If you had to change your first name, what would you change it to? I wouldn’t
What talent would you most like to have? Wish I had a photographic memory
What would be your ideal choice of alternative profession or job? Food critic
What animal would you most like to be? Human animal
If you could have one (more or less realistic) wish come true, what would you wish for? Religious vocation for my children
How, if at all, would you change your life were you suddenly to win or inherit an enormously large sum of money? I’d pay off all my debts, buy a home adequate for the family, invest, and give away loads to my parents, parish, and charities of my choice. Anything left over would go to fund haircuts for Tre Arrow.

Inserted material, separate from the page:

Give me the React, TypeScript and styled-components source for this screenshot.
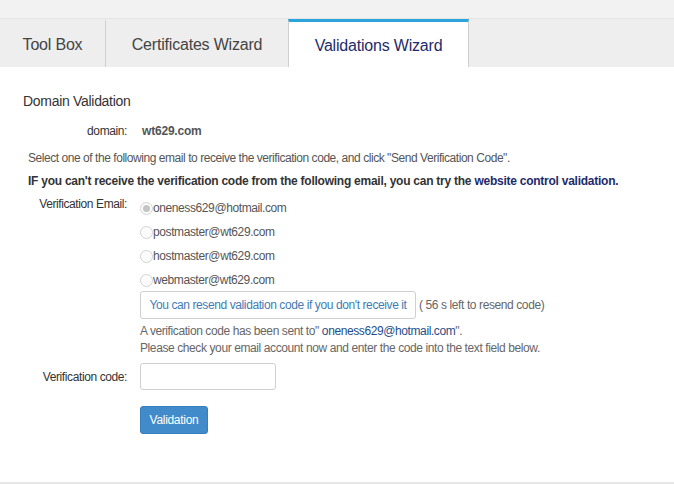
import React from "react";
import styled, { createGlobalStyle } from "styled-components";

const FONT = `"Liberation Sans", Arial, sans-serif`;

const Global = createGlobalStyle`
  html, body { margin: 0; padding: 0; background: #ffffff; }
  body { font-family: ${FONT}; color: #333; }
`;

const Page = styled.div`
  width: 674px;
  height: 484px;
  display: flex;
  flex-direction: column;
  background: #fff;
  overflow: hidden;
`;

const TopBar = styled.div`
  height: 18px;
  background: #f2f2f2;
  border-bottom: 1px solid #e4e4e4;
  flex: none;
`;

const TabBar = styled.div`
  display: flex;
  height: 48px;
  background: #eeeeee;
  flex: none;
`;

const Tab = styled.div<{ $active?: boolean; $w: number }>`
  box-sizing: border-box;
  width: ${(p) => p.$w}px;
  display: flex;
  align-items: center;
  justify-content: center;
  font-size: 16px;
  letter-spacing: -0.2px;
  color: ${(p) => (p.$active ? "#1e2b6a" : "#444")};
  background: ${(p) => (p.$active ? "#fff" : "transparent")};
  border-right: 1px solid #cfcfcf;
  border-left: ${(p) => (p.$active ? "1px solid #cfcfcf" : "none")};
  border-top: 3px solid ${(p) => (p.$active ? "#2ba3dc" : "transparent")};
  padding-top: ${(p) => (p.$active ? "2px" : "0")};
  margin-left: ${(p) => (p.$active ? "-1px" : "0")};
`;

const Content = styled.div`
  flex: 1;
  padding: 26px 0 0 23px;
  border-bottom: 2px solid #e6e6e6;
  font-size: 12px;
  letter-spacing: -0.4px;
`;

const Title = styled.div`
  font-size: 14px;
  letter-spacing: -0.3px;
  color: #333;
  margin-bottom: 14px;
`;

const Row = styled.div<{ $top?: number }>`
  display: grid;
  grid-template-columns: 104px 1fr;
  column-gap: 13px;
  align-items: start;
  margin-top: ${(p) => p.$top ?? 0}px;
`;

const Label = styled.div<{ $pt?: number }>`
  text-align: right;
  color: #333;
  padding-top: ${(p) => p.$pt ?? 0}px;
  line-height: 16px;
`;

const Domain = styled.div`
  font-weight: bold;
  color: #555;
  line-height: 16px;
  padding-left: 2px;
  letter-spacing: -0.2px;
`;

const Para = styled.div<{ $bold?: boolean; $top: number }>`
  margin: ${(p) => p.$top}px 0 0 5px;
  line-height: 16px;
  color: ${(p) => (p.$bold ? "#333" : "#555")};
  font-weight: ${(p) => (p.$bold ? "bold" : "normal")};
  letter-spacing: ${(p) => (p.$bold ? "-0.25px" : "-0.45px")};
  white-space: nowrap;
`;

const NavyLink = styled.span`
  color: #1e2b6a;
`;

const RadioList = styled.div`
  display: flex;
  flex-direction: column;
`;

const RadioItem = styled.div`
  display: flex;
  align-items: center;
  height: 24px;
  color: #555;
`;

const RadioDot = styled.span<{ $checked?: boolean }>`
  box-sizing: border-box;
  width: 13px;
  height: 13px;
  border-radius: 50%;
  border: 1px solid #d4d4d4;
  background: #fbfbfb;
  display: inline-flex;
  align-items: center;
  justify-content: center;
  flex: none;
  &::after {
    content: "";
    display: ${(p) => (p.$checked ? "block" : "none")};
    width: 7px;
    height: 7px;
    border-radius: 50%;
    background: #c4c4c4;
  }
`;

const ResendRow = styled.div`
  display: flex;
  align-items: center;
  gap: 3px;
  margin-top: -1px;
`;

const ResendButton = styled.button`
  box-sizing: border-box;
  height: 28px;
  width: 276px;
  border: 1px solid #d0d0d0;
  border-radius: 3px;
  background: #fff;
  color: #3f7cb3;
  font-family: ${FONT};
  font-size: 12px;
  letter-spacing: -0.4px;
  white-space: nowrap;
  padding: 0 8px;
  cursor: pointer;
`;

const Muted = styled.span`
  color: #666;
`;

const SentInfo = styled.div`
  margin-top: 4px;
  color: #666;
  line-height: 17px;
`;

const Email = styled.span`
  color: #1f4e89;
`;

const Input = styled.input`
  box-sizing: border-box;
  width: 136px;
  height: 27px;
  border: 1px solid #cfcfcf;
  border-radius: 3px;
  padding: 0 6px;
  font-family: ${FONT};
  font-size: 12px;
  outline: none;
`;

const PrimaryButton = styled.button`
  box-sizing: border-box;
  height: 28px;
  width: 68px;
  border: 1px solid #357ebd;
  border-radius: 3px;
  background: #428bca;
  color: #fff;
  font-family: ${FONT};
  font-size: 12px;
  letter-spacing: -0.3px;
  padding: 0;
  cursor: pointer;
`;

const emails = [
  "oneness629@hotmail.com",
  "postmaster@wt629.com",
  "hostmaster@wt629.com",
  "webmaster@wt629.com",
];

export default function App() {
  return (
    <Page>
      <Global />
      <TopBar />
      <TabBar>
        <Tab $w={106}>Tool Box</Tab>
        <Tab $w={183}>Certificates Wizard</Tab>
        <Tab $w={181} $active>
          Validations Wizard
        </Tab>
      </TabBar>
      <Content>
        <Title>Domain Validation</Title>
        <Row>
          <Label>domain:</Label>
          <Domain>wt629.com</Domain>
        </Row>
        <Para $top={11}>
          Select one of the following email to receive the verification code, and click "Send Verification Code".
        </Para>
        <Para $top={7} $bold>
          IF you can't receive the verification code from the following email, you can try the{" "}
          <NavyLink>website control validation.</NavyLink>
        </Para>
        <Row $top={7}>
          <Label>Verification Email:</Label>
          <div>
            <RadioList>
              {emails.map((e, i) => (
                <RadioItem key={e}>
                  <RadioDot $checked={i === 0} />
                  {e}
                </RadioItem>
              ))}
            </RadioList>
            <ResendRow>
              <ResendButton>You can resend validation code if you don't receive it</ResendButton>
              <Muted>( 56 s left to resend code)</Muted>
            </ResendRow>
            <SentInfo>
              A verification code has been sent to" <Email>oneness629@hotmail.com</Email>".
              <br />
              Please check your email account now and enter the code into the text field below.
            </SentInfo>
          </div>
        </Row>
        <Row $top={6}>
          <Label $pt={6}>Verification code:</Label>
          <Input />
        </Row>
        <Row $top={16}>
          <span />
          <div>
            <PrimaryButton>Validation</PrimaryButton>
          </div>
        </Row>
      </Content>
    </Page>
  );
}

What commonly enjoyed activities do you regard as a waste of time? Blogging
Questions taken, more or less, from Normblog Profiles
Queen Elizabeth had little patience for the Catholics, but even less for the Calvinists, who complained the Church of England remained too papist. In their desire to complete the Reformation and purify religion of popish trumperies, the Puritans broke from the Anglican Church, rejected the Book of Common Prayer, and preferred the anti-royalist Geneva Bible to the King James version. They instituted an independent congregationalist ideal that upheld the notion of the common priesthood of all believers, and thus granted an equal say among congregants in the election of the minister (some claim the roots of American democracy lie here). All of this naturally brought down upon them the wrath of the Crown. A number of Puritans sought refuge in Holland, where they lived in religious freedom for a dozen years, after which they chose to emigrate to America. After meeting another group of Puritans in Southampton, all boarded the Mayflower on September 16, 1620. Sixty-five days later, they sighted Cape Cod. The first Thanksgiving celebration (which lasted three days) took place in 1621 with about ninety Native Americans, and wasn't celebrated again until some years later, when in 1863 Abraham Lincoln declared it a national holiday. 
Help protect the Catholic identity of Notre Dame:
And respected and beloved Professor Emeritus
ASIDE from the fact that he deceives children by telling them he loves them several times per show, today he was teaching them how to sing and play Ring Around the Rosy.
BY THE TIME Calvin arrived in Geneva in 1536, Geneva was an independent city. It had broken from the Catholic bishop and the House of Savoy, and was governed by three councils. These councils oversaw not only civic affairs, but religious and moral affairs as well. In February 1536, the councils issued a proclamation on religious and moral life, prohibiting blasphemy, profanity, excessive drinking, the playing of cards and dice, and the protection of adulterers, thieves, vagabonds, and spendthrifts. It prohibited all holidays except Sunday. The Catholic sacraments were forbidden, and all Genevans were required to attend Sunday worship.
After crushing a riot in 1555, during which many of Calvin’s enemies fled or were put to death, Calvin’s regime solidified. He finally obtained the right for his Consistory to excommunicate on its own, rather than with approval from the councils. By 1559, hundreds had been excommunicated. Ministers were placed all throughout Geneva to more effectively oversee moral conduct, and regulations were implemented to decrease extravagance of food and clothing among citizens. The press was censored, and crosses (which smacked of Catholic “idolatry”) were removed from church spires. Calvin, who admitted his great weakness was a violent temper, had citizens punished if they failed to greet him with requisite respect by calling him “Master.”
ERASMUS of Rotterdam spent most of his early life studying in the schools of the Brethren of the Common Life, a lay community founded by Gerhard Groote. He was ordained a priest at age twenty-five and took religious vows in the monastery of Steyn, a part of the Windesheim group (of which Thomas a Kempis, supposed author of the incomparable Imitation of Christ, was a member). After a dispensation (later made permanent by Pope Leo X), he left monasticism for a life of study and writing. He found his greatest pleasure in his visits to England and converse with the likes of St. Thomas More (who dedicated Utopia to him), John Colet, and Bishop Fisher. Through the influence of these English scholars and ecclesiastics, Erasmus was encouraged in his devotion to Christian humanism, which stood apart from the humanism flourishing in Italy. This movement attempted to reform the Catholic faith by a return to the sources (ad fontes)—a re-examination of the original language of Scripture, coupled with the study of patristics. Instead of relying on the Latin of Jerome, Erasmus studied Greek, correcting translational errors in the Vulgate. His translations of the New Testament were the basis for the Geneva Bible and King James version. Erasmus held up Christian antiquity as the model of faith, a time when faith, in his thinking, was simpler, purer, free of the pious accretions of his time: obscure devotions, the cult of saints, the superstitious attachment to relics—in short, “non-essentials.”
But where Erasmus sought reform of the Church from within, Luther rejected the system altogether. For instance, Erasmus defended the doctrine of transubstantiation, while Luther redefined it in favor of consubstantiation (in fact, he went on to reject five of the seven sacraments). Where Erasmus continued to acknowledge the supremacy of the Roman Pontiff, Luther rejected him as of the devil (other choice words were used to describe him as well). Erasmus detested the violence and anti-humanism of the Protestant movement, and by 1535, the break between Luther and Erasmus was complete. By then, the Reformation was an unstoppable force, and it would take the cold logic of Jean Cauvin in his Institutes to bring to full fruition what Erasmus unwittingly brought on so many years before.